Repeat the material exactly, leaving nothing out.

::::::::

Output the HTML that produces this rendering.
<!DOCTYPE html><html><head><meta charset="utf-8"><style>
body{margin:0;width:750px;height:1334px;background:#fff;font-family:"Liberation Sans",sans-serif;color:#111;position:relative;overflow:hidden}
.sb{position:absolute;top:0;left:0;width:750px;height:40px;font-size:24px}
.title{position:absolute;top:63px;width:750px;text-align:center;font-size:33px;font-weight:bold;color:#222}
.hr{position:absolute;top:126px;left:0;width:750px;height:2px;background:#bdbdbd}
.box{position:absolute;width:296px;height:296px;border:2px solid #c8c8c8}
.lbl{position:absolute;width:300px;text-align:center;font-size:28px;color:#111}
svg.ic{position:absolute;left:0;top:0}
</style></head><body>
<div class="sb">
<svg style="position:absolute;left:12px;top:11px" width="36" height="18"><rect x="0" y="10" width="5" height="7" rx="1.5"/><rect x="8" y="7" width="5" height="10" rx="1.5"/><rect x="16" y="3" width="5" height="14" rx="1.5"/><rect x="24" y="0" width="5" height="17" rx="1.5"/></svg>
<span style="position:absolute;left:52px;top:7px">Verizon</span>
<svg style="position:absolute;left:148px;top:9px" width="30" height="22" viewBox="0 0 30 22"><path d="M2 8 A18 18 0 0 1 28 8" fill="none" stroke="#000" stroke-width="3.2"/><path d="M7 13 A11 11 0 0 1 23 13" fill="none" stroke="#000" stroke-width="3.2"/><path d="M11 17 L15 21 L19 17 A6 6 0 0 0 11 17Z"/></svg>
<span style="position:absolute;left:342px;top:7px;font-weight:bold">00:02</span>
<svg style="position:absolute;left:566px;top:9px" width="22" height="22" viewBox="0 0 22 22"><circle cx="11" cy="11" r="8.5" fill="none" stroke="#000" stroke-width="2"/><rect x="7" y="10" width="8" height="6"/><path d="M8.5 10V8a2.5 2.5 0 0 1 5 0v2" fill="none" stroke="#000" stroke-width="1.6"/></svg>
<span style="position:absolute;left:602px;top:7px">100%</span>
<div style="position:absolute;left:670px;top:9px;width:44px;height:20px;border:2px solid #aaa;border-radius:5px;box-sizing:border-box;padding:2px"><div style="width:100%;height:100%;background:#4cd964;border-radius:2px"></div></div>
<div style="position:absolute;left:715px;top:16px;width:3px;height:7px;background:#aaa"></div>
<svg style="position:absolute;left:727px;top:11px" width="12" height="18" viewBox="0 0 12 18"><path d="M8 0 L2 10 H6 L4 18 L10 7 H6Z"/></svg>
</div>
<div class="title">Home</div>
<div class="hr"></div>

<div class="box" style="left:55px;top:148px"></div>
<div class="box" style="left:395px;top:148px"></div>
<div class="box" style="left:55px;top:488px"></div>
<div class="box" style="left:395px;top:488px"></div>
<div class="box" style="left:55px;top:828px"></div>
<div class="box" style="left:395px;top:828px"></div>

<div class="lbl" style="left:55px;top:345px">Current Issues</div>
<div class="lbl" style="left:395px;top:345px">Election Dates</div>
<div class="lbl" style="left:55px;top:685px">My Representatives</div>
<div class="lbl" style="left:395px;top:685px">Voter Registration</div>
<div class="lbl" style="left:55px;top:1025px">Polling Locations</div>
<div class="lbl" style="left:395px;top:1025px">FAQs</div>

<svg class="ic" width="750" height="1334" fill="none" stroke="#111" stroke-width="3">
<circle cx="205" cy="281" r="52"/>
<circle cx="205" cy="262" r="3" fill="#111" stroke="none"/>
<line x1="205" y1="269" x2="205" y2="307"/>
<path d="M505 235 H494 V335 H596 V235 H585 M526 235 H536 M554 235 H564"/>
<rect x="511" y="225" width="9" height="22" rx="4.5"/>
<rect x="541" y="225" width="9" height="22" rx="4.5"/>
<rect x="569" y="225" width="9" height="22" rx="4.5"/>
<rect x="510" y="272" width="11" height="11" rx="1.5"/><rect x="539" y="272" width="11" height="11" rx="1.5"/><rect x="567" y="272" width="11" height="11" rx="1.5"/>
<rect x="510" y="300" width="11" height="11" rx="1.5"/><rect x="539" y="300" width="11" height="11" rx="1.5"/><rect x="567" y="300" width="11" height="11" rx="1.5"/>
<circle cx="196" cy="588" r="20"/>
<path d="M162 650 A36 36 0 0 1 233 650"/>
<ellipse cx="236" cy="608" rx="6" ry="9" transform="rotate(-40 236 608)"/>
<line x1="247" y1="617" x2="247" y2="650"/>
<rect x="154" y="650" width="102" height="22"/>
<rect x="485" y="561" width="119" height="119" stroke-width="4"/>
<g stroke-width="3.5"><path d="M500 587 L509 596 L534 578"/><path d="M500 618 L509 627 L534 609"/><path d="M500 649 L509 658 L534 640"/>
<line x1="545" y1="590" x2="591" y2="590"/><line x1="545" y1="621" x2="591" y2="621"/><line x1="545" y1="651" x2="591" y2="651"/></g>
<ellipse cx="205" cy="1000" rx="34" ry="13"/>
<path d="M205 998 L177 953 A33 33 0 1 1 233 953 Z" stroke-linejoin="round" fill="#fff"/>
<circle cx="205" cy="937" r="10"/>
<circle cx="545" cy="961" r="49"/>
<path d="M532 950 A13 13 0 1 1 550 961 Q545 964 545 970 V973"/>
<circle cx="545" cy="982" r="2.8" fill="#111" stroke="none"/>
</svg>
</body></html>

::::::::

# Result of this task:
Output the HTML that produces this rendering.
<!DOCTYPE html><html><head><meta charset="utf-8"><style>
body{margin:0;width:750px;height:1334px;background:#fff;font-family:"Liberation Sans",sans-serif;color:#111;position:relative;overflow:hidden}
.sb{position:absolute;top:0;left:0;width:750px;height:40px;font-size:24px}
.title{position:absolute;top:63px;width:750px;text-align:center;font-size:33px;font-weight:bold;color:#222}
.hr{position:absolute;top:126px;left:0;width:750px;height:2px;background:#bdbdbd}
.box{position:absolute;width:296px;height:296px;border:2px solid #c8c8c8}
.lbl{position:absolute;width:300px;text-align:center;font-size:28px;color:#111}
svg.ic{position:absolute;left:0;top:0}
</style></head><body>
<div class="sb">
<svg style="position:absolute;left:12px;top:11px" width="36" height="18"><rect x="0" y="10" width="5" height="7" rx="1.5"/><rect x="8" y="7" width="5" height="10" rx="1.5"/><rect x="16" y="3" width="5" height="14" rx="1.5"/><rect x="24" y="0" width="5" height="17" rx="1.5"/></svg>
<span style="position:absolute;left:52px;top:7px">Verizon</span>
<svg style="position:absolute;left:148px;top:9px" width="30" height="22" viewBox="0 0 30 22"><path d="M2 8 A18 18 0 0 1 28 8" fill="none" stroke="#000" stroke-width="3.2"/><path d="M7 13 A11 11 0 0 1 23 13" fill="none" stroke="#000" stroke-width="3.2"/><path d="M11 17 L15 21 L19 17 A6 6 0 0 0 11 17Z"/></svg>
<span style="position:absolute;left:342px;top:7px;font-weight:bold">00:02</span>
<svg style="position:absolute;left:566px;top:9px" width="22" height="22" viewBox="0 0 22 22"><circle cx="11" cy="11" r="8.5" fill="none" stroke="#000" stroke-width="2"/><rect x="7" y="10" width="8" height="6"/><path d="M8.5 10V8a2.5 2.5 0 0 1 5 0v2" fill="none" stroke="#000" stroke-width="1.6"/></svg>
<span style="position:absolute;left:602px;top:7px">100%</span>
<div style="position:absolute;left:670px;top:9px;width:44px;height:20px;border:2px solid #aaa;border-radius:5px;box-sizing:border-box;padding:2px"><div style="width:100%;height:100%;background:#4cd964;border-radius:2px"></div></div>
<div style="position:absolute;left:715px;top:16px;width:3px;height:7px;background:#aaa"></div>
<svg style="position:absolute;left:727px;top:11px" width="12" height="18" viewBox="0 0 12 18"><path d="M8 0 L2 10 H6 L4 18 L10 7 H6Z"/></svg>
</div>
<div class="title">Home</div>
<div class="hr"></div>

<div class="box" style="left:55px;top:148px"></div>
<div class="box" style="left:395px;top:148px"></div>
<div class="box" style="left:55px;top:488px"></div>
<div class="box" style="left:395px;top:488px"></div>
<div class="box" style="left:55px;top:828px"></div>
<div class="box" style="left:395px;top:828px"></div>

<div class="lbl" style="left:55px;top:345px">Current Issues</div>
<div class="lbl" style="left:395px;top:345px">Election Dates</div>
<div class="lbl" style="left:55px;top:685px">My Representatives</div>
<div class="lbl" style="left:395px;top:685px">Voter Registration</div>
<div class="lbl" style="left:55px;top:1025px">Polling Locations</div>
<div class="lbl" style="left:395px;top:1025px">FAQs</div>

<svg class="ic" width="750" height="1334" fill="none" stroke="#111" stroke-width="3">
<circle cx="205" cy="281" r="52"/>
<circle cx="205" cy="262" r="3" fill="#111" stroke="none"/>
<line x1="205" y1="269" x2="205" y2="307"/>
<path d="M505 235 H494 V335 H596 V235 H585 M526 235 H536 M554 235 H564"/>
<rect x="511" y="225" width="9" height="22" rx="4.5"/>
<rect x="541" y="225" width="9" height="22" rx="4.5"/>
<rect x="569" y="225" width="9" height="22" rx="4.5"/>
<rect x="510" y="272" width="11" height="11" rx="1.5"/><rect x="539" y="272" width="11" height="11" rx="1.5"/><rect x="567" y="272" width="11" height="11" rx="1.5"/>
<rect x="510" y="300" width="11" height="11" rx="1.5"/><rect x="539" y="300" width="11" height="11" rx="1.5"/><rect x="567" y="300" width="11" height="11" rx="1.5"/>
<circle cx="196" cy="588" r="20"/>
<path d="M162 650 A36 36 0 0 1 233 650"/>
<ellipse cx="236" cy="608" rx="6" ry="9" transform="rotate(-40 236 608)"/>
<line x1="247" y1="617" x2="247" y2="650"/>
<rect x="154" y="650" width="102" height="22"/>
<rect x="485" y="561" width="119" height="119" stroke-width="4"/>
<g stroke-width="3.5"><path d="M500 587 L509 596 L534 578"/><path d="M500 618 L509 627 L534 609"/><path d="M500 649 L509 658 L534 640"/>
<line x1="545" y1="590" x2="591" y2="590"/><line x1="545" y1="621" x2="591" y2="621"/><line x1="545" y1="651" x2="591" y2="651"/></g>
<ellipse cx="205" cy="1000" rx="34" ry="13"/>
<path d="M205 998 L177 953 A33 33 0 1 1 233 953 Z" stroke-linejoin="round" fill="#fff"/>
<circle cx="205" cy="937" r="10"/>
<circle cx="545" cy="961" r="49"/>
<path d="M532 950 A13 13 0 1 1 550 961 Q545 964 545 970 V973"/>
<circle cx="545" cy="982" r="2.8" fill="#111" stroke="none"/>
</svg>
</body></html>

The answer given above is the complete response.